Being away from the computer forces you to run through all of the thoughts in your head – which tends to take longer than getting a computer to compile and run your code (for small code bases at least…). So you don’t tend to make tiny changes and re-run things, you tend to actually think about what the code is doing. Until I did this on the train the other day, I hadn’t actually run a piece of code on paper (that is, written down columns for each of the variables and worked out what each value will be at each stage in the program) since my Computing A-Level exam!

In the case of the code I was writing the other day, I managed to produce some high quality, fast, bug-free code by writing it in long-hand on a piece of paper, thinking about it, gradually typing up bits of it, thinking some more, and then after a long time trying it in the compiler.
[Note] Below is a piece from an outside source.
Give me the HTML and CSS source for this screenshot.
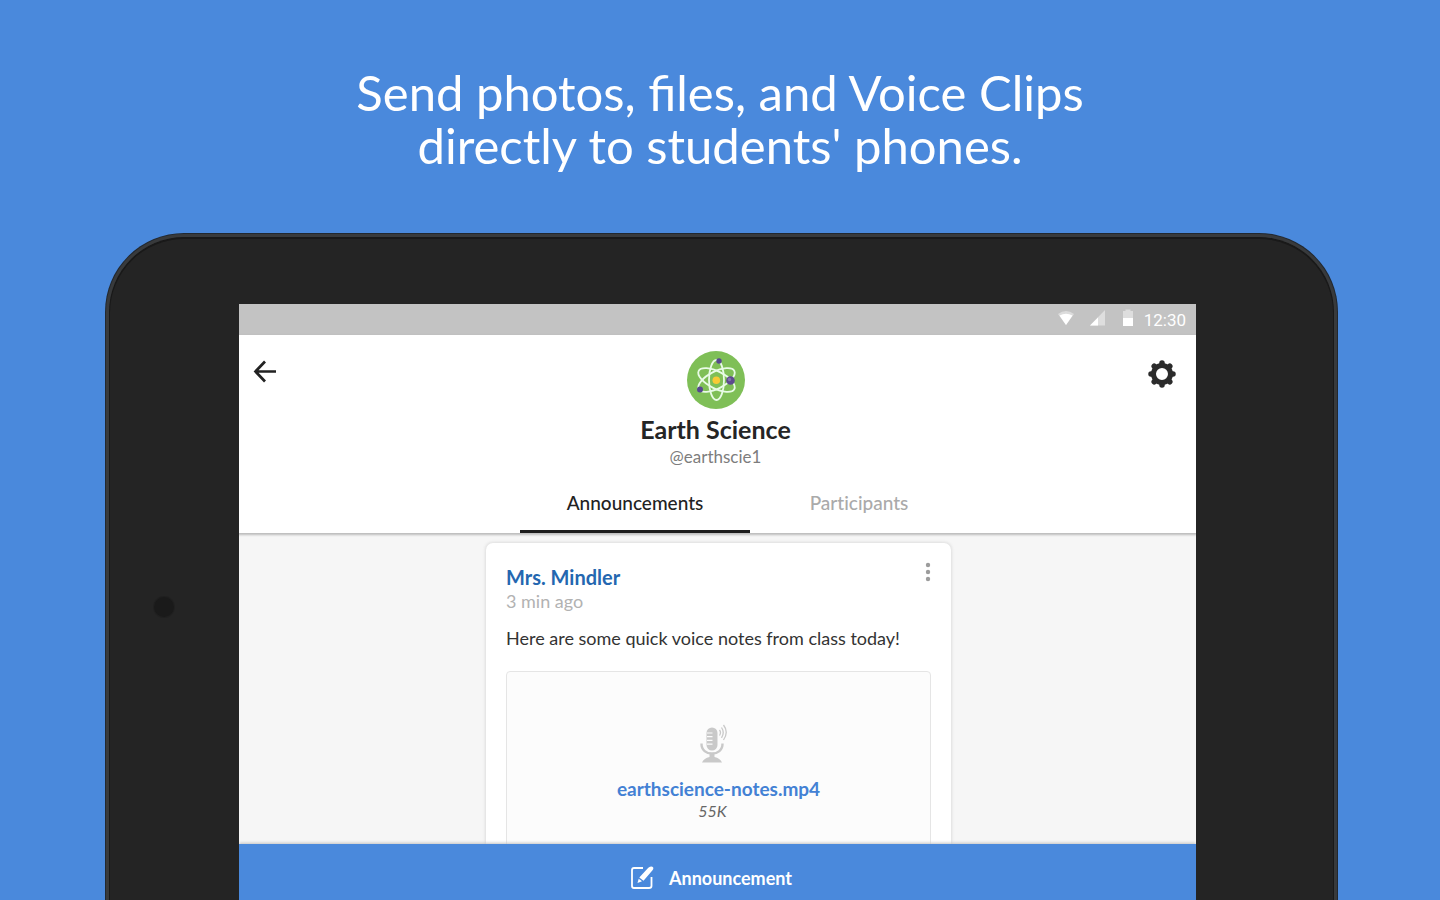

The code (which was some region-growing image segmentation code which involved lots of recursion) was eventually copied from my piece of paper to my IDE, compiled (with only one syntax error – impressive I think) and ran correctly first time (and completed all of the tests that I had also devised on paper).

Job well done, I think, and a useful piece of advice, I hope.
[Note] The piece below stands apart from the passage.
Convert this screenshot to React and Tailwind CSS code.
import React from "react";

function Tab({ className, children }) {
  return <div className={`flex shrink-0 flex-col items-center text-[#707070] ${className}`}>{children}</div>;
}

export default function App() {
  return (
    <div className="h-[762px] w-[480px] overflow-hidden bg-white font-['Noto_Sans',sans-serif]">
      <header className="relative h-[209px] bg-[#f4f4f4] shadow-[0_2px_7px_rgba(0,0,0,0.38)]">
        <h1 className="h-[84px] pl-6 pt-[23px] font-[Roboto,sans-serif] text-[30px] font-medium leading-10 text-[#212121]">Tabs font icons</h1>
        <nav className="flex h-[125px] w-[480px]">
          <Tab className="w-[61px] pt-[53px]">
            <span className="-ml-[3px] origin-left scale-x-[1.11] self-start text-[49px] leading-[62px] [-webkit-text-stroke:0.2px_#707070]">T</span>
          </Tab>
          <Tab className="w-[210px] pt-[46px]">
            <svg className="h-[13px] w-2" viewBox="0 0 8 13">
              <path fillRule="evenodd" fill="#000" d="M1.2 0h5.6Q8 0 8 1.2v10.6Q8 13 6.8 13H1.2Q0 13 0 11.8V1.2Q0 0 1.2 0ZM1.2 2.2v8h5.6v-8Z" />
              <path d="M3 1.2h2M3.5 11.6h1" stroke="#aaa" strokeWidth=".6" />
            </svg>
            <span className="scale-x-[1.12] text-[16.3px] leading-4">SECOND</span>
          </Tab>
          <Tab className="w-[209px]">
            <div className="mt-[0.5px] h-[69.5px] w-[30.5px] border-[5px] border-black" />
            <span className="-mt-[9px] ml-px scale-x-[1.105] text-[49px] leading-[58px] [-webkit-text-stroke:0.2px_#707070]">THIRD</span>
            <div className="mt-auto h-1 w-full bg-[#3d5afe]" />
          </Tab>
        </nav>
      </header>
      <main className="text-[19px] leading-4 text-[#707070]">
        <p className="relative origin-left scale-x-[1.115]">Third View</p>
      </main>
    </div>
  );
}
Lessons learnt from: My dissertation

December 11, 2010

This is the first in a series of posts on the lessons I’ve learnt from various episodes in my life. First up: my dissertation.

Dissertation CartoonIn case you’re not familiar with dissertations: they are the large written projects which are often given to students in the final year of their degree. The details of mine are available on my academic website. Here I want to try and distil my experience into some generically applicable lessons that can be applied to other dissertations, PhD theses, other projects…and maybe even life generally!

1. Start early

Apparently the most common piece of feedback from students after they’ve finished their dissertations is “I wish I’d started it earlier”. I took this advice and started very early, doing a lot of work on my dissertation during the Easter holiday of my second year, but I still had a bit of a rush at the end. I also put an extra week into my schedule to allow for ‘unforeseenĀ problems’ and was really very glad I had done this, as I suddenly found a major problem with my work a week before the deadline!

2. Keep things organised

I’m a big fan of PhD Comics and one of their comics perfectly describes the bad habits I tend to fall into: A story in filenames. As I’m working in remote sensing I have a large number of image files, both original images from satellites, and a large number of images I’ve created through processing the original files. It gets terribly difficult to find sensible names for the files, particularly when you’re a rushing a bit, and so I often slip into calling them test.bsq or test_again_more.bsq or even the particularly bad test22222_robin.bsq. Through doing this I’ve spent far more time than I need trying to find particular files, and have often ended up with file duplicates taking up extra hard drive space.

3. Spend a lot of time just thinking

I find it very easy to slip into a very mechanical way of doing my academic work: click this button, save this file, produce this graph, write this paragraph – so much so, that I sometimes forget to actually properly think about my work. I got into this phase a number of times during my dissertation, and in fact the major problem I found at the end was caused by this (I’d blindly continued down my planned path for the discussion section without realising that I wasn’t actually discussing the questions I was meant to be answering). I was reminded of this today when I started writing a very simple, mechanical discussion section for a project – along the lines of “This value is big, this means X. This other value is small, this means Y. Overall this worked ok-ish” (although obviously in more academic language!). At this point I noticed, forced myself to stop, and then took my notes away from my computer and went to have a think. I actually went and sat on the sofa near the School of Geography reception and sat and thought deeply about the problem. Fifteen minutes later I came away with a lot more insight into my project, what I’d found, and what further work could be done.